■ **What is asked**: Copy each line with the word "components" in it.

___ Records provided ___

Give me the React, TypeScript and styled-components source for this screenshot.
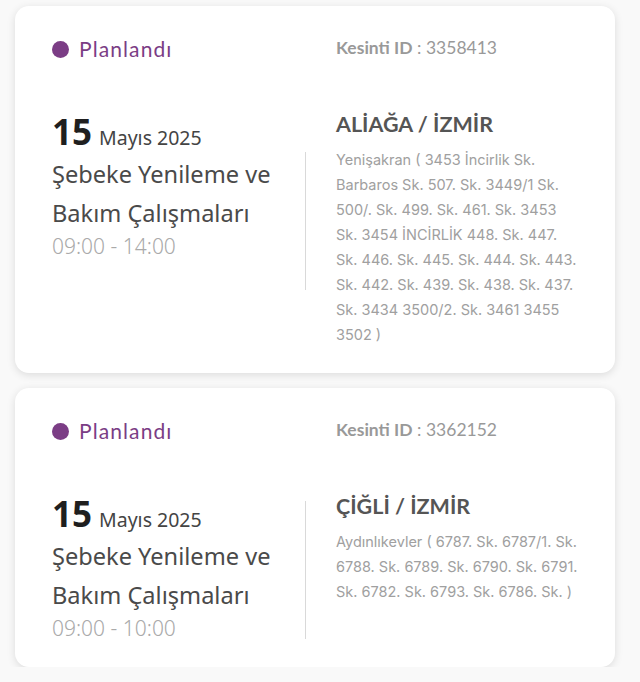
import styled, { createGlobalStyle } from 'styled-components';

type Outage = {
    id: string;
    day: string;
    monthYear: string;
    title: string;
    time: string;
    place: string;
    streets: string;
    dividerOffset: number;
};

const outages: Outage[] = [
    {
        id: '3358413',
        day: '15',
        monthYear: 'Mayıs 2025',
        title: 'Şebeke Yenileme ve Bakım Çalışmaları',
        time: '09:00 - 14:00',
        place: 'ALİAĞA / İZMİR',
        streets: 'Yenişakran ( 3453 İncirlik Sk. Barbaros Sk. 507. Sk. 3449/1 Sk. 500/. Sk. 499. Sk. 461. Sk. 3453 Sk. 3454 İNCİRLİK 448. Sk. 447. Sk. 446. Sk. 445. Sk. 444. Sk. 443. Sk. 442. Sk. 439. Sk. 438. Sk. 437. Sk. 3434 3500/2. Sk. 3461 3455 3502 )',
        dividerOffset: 41,
    },
    {
        id: '3362152',
        day: '15',
        monthYear: 'Mayıs 2025',
        title: 'Şebeke Yenileme ve Bakım Çalışmaları',
        time: '09:00 - 10:00',
        place: 'ÇİĞLİ / İZMİR',
        streets: 'Aydınlıkevler ( 6787. Sk. 6787/1. Sk. 6788. Sk. 6789. Sk. 6790. Sk. 6791. Sk. 6782. Sk. 6793. Sk. 6786. Sk. )',
        dividerOffset: 8,
    },
];

export default function App() {
    return (
        <>
            <GlobalStyle />
            <List>
                {outages.map((o) => (
                    <Card key={o.id}>
                        <Header>
                            <Status>
                                <Dot />
                                Planlandı
                            </Status>
                            <OutageId>
                                <b>Kesinti ID</b> : {o.id}
                            </OutageId>
                        </Header>
                        <Body>
                            <Left>
                                <DateLine>
                                    <Day>{o.day}</Day>
                                    <MonthYear>{o.monthYear}</MonthYear>
                                </DateLine>
                                <Title>{o.title}</Title>
                                <Time>{o.time}</Time>
                            </Left>
                            <Divider $offset={o.dividerOffset} />
                            <Right>
                                <Place>{o.place}</Place>
                                <Streets>{o.streets}</Streets>
                            </Right>
                        </Body>
                    </Card>
                ))}
            </List>
        </>
    );
}

const GlobalStyle = createGlobalStyle`
  body {
    margin: 0;
    background: #f9f9f9;
    font-family: 'Lato', sans-serif;
  }
`;

const List = styled.div`
  width: 600px;
  padding: 6px 0 0 15px;
  display: flex;
  flex-direction: column;
  gap: 15px;
`;

const Card = styled.div`
  background: #fff;
  border-radius: 14px;
  box-shadow: 0 2px 8px rgba(0, 0, 0, 0.12);
  padding: 31px 35px 26px 37px;
`;

const Header = styled.div`
  display: grid;
  grid-template-columns: 284px 1fr;
  align-items: center;
`;

const Status = styled.div`
  display: flex;
  align-items: center;
  gap: 10px;
  color: #7b3d85;
  font-family: 'Lato', sans-serif;
  font-size: 21px;
  letter-spacing: 1.1px;
  line-height: 24px;
`;

const Dot = styled.span`
  width: 17px;
  height: 17px;
  border-radius: 50%;
  background: #7b3d85;
`;

const OutageId = styled.div`
  color: #999;
  font-size: 17.5px;
  margin-top: -4px;
  b {
    font-weight: 700;
  }
`;

const Body = styled.div`
  display: flex;
  margin-top: 50px;
`;

const Left = styled.div`
  width: 253px;
  font-family: 'Noto Sans', sans-serif;
`;

const DateLine = styled.div`
  display: flex;
  align-items: baseline;
  gap: 7px;
  line-height: 40px;
  padding-top: 1px;
`;

const Day = styled.span`
  font-size: 35px;
  font-weight: 700;
  color: #1f1f1f;
`;

const MonthYear = styled.span`
  font-size: 19.5px;
  color: #444;
`;

const Title = styled.div`
  font-size: 23.6px;
  line-height: 39px;
  margin-top: -3px;
  color: #4a4a4a;
`;

const Time = styled.div`
  font-size: 21px;
  line-height: 26px;
  color: #aaa;
  font-weight: 300;
`;

const Divider = styled.div<{ $offset: number }>`
  width: 1px;
  height: 138px;
  background: #d9d9d9;
  margin-top: ${(p) => p.$offset}px;
  margin-right: 30px;
  flex-shrink: 0;
`;

const Right = styled.div`
  flex: 1;
`;

const Place = styled.div`
  font-size: 21.5px;
  font-weight: 700;
  color: #555;
  line-height: 30px;
  margin-top: -2px;
`;

const Streets = styled.div`
  margin-top: 8px;
  font-family: 'Inter', sans-serif;
  font-size: 14.5px;
  line-height: 25px;
  color: #a0a0a0;
`;
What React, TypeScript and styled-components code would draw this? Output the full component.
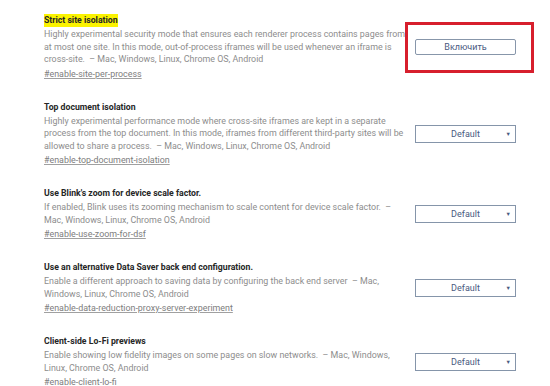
import styled, { createGlobalStyle } from "styled-components";

const GlobalStyle = createGlobalStyle`
  body {
    margin: 0;
    background: #ffffff;
    font-family: Roboto, "Noto Sans", sans-serif;
  }
`;

const Page = styled.div`
  padding: 14px 0 0 44px;
  display: flex;
  flex-direction: column;
`;

const Row = styled.div`
  display: flex;
  align-items: center;
  padding-bottom: 20.5px;
`;

const Info = styled.div`
  width: 361px;
  flex-shrink: 0;
  display: flex;
  flex-direction: column;
  align-items: flex-start;
`;

const Title = styled.div<{ $marked?: boolean }>`
  font-size: 8.7px;
  font-weight: 700;
  line-height: 13px;
  color: #262626;
  margin-bottom: 1px;
  background: ${(p) => (p.$marked ? "#fbf300" : "transparent")};
`;

const Desc = styled.div`
  font-size: 8.9px;
  line-height: 12.5px;
  color: #8d8d8d;
  white-space: pre;
`;

const Tag = styled.a`
  margin-top: 2px;
  font-size: 8.9px;
  line-height: 12.5px;
  color: #7d7d7d;
  text-decoration: underline;
  text-decoration-color: #a0a0a0;
`;

const Control = styled.div<{ $marked?: boolean }>`
  position: relative;
  margin-left: 10px;
  width: 101px;
  display: flex;

  &::after {
    content: "";
    display: ${(p) => (p.$marked ? "block" : "none")};
    position: absolute;
    left: -10px;
    right: -18px;
    top: -17px;
    bottom: -18px;
    border: 3px solid #d71f2d;
    pointer-events: none;
  }
`;

const Button = styled.button`
  width: 101px;
  height: 16px;
  padding: 0;
  border: 1px solid #8796aa;
  border-radius: 2px;
  background: #ffffff;
  color: #4a5a80;
  font-family: Roboto, sans-serif;
  font-size: 9px;
  line-height: 14px;
`;

const Select = styled.div`
  width: 101px;
  height: 18px;
  box-sizing: border-box;
  border: 1px solid #8595aa;
  background: #ffffff;
  display: flex;
  align-items: center;
  justify-content: center;
  position: relative;
  color: #4a5a80;
  font-size: 9px;
`;

const Arrow = styled.span`
  position: absolute;
  right: 4px;
  top: 5px;
  font-size: 5.5px;
  color: #4a5a80;
`;

type Flag = {
  title: string;
  lines: string[];
  tag: string;
  enable?: boolean;
};

const flags: Flag[] = [
  {
    title: "Strict site isolation",
    lines: [
      "Highly experimental security mode that ensures each renderer process contains pages from",
      "at most one site. In this mode, out-of-process iframes will be used whenever an iframe is",
      "cross-site.  – Mac, Windows, Linux, Chrome OS, Android",
    ],
    tag: "#enable-site-per-process",
    enable: true,
  },
  {
    title: "Top document isolation",
    lines: [
      "Highly experimental performance mode where cross-site iframes are kept in a separate",
      "process from the top document. In this mode, iframes from different third-party sites will be",
      "allowed to share a process.  – Mac, Windows, Linux, Chrome OS, Android",
    ],
    tag: "#enable-top-document-isolation",
  },
  {
    title: "Use Blink's zoom for device scale factor.",
    lines: [
      "If enabled, Blink uses its zooming mechanism to scale content for device scale factor.  –",
      "Mac, Windows, Linux, Chrome OS, Android",
    ],
    tag: "#enable-use-zoom-for-dsf",
  },
  {
    title: "Use an alternative Data Saver back end configuration.",
    lines: [
      "Enable a different approach to saving data by configuring the back end server  – Mac,",
      "Windows, Linux, Chrome OS, Android",
    ],
    tag: "#enable-data-reduction-proxy-server-experiment",
  },
  {
    title: "Client-side Lo-Fi previews",
    lines: [
      "Enable showing low fidelity images on some pages on slow networks.  – Mac, Windows,",
      "Linux, Chrome OS, Android",
    ],
    tag: "#enable-client-lo-fi",
  },
];

export default function App() {
  return (
    <>
      <GlobalStyle />
      <Page>
        {flags.map((f) => (
          <Row key={f.tag}>
            <Info>
              <Title $marked={f.enable}>{f.title}</Title>
              {f.lines.map((l) => (
                <Desc key={l}>{l}</Desc>
              ))}
              <Tag>{f.tag}</Tag>
            </Info>
            <Control $marked={f.enable}>
              {f.enable ? (
                <Button>Включить</Button>
              ) : (
                <Select>
                  Default
                  <Arrow>▼</Arrow>
                </Select>
              )}
            </Control>
          </Row>
        ))}
      </Page>
    </>
  );
}
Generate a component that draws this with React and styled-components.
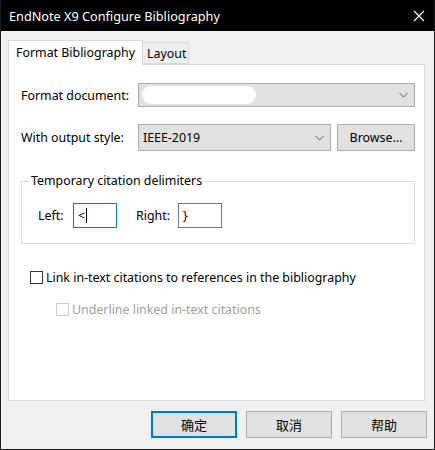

___

■ **Solution for this exercise**:
Give me the React, TypeScript and styled-components source for this screenshot.
import styled, { createGlobalStyle } from 'styled-components';
What React, TypeScript and styled-components code would draw this? Output the full component.
import styled, { createGlobalStyle } from "styled-components";
Generate a component that draws this with React and styled-components.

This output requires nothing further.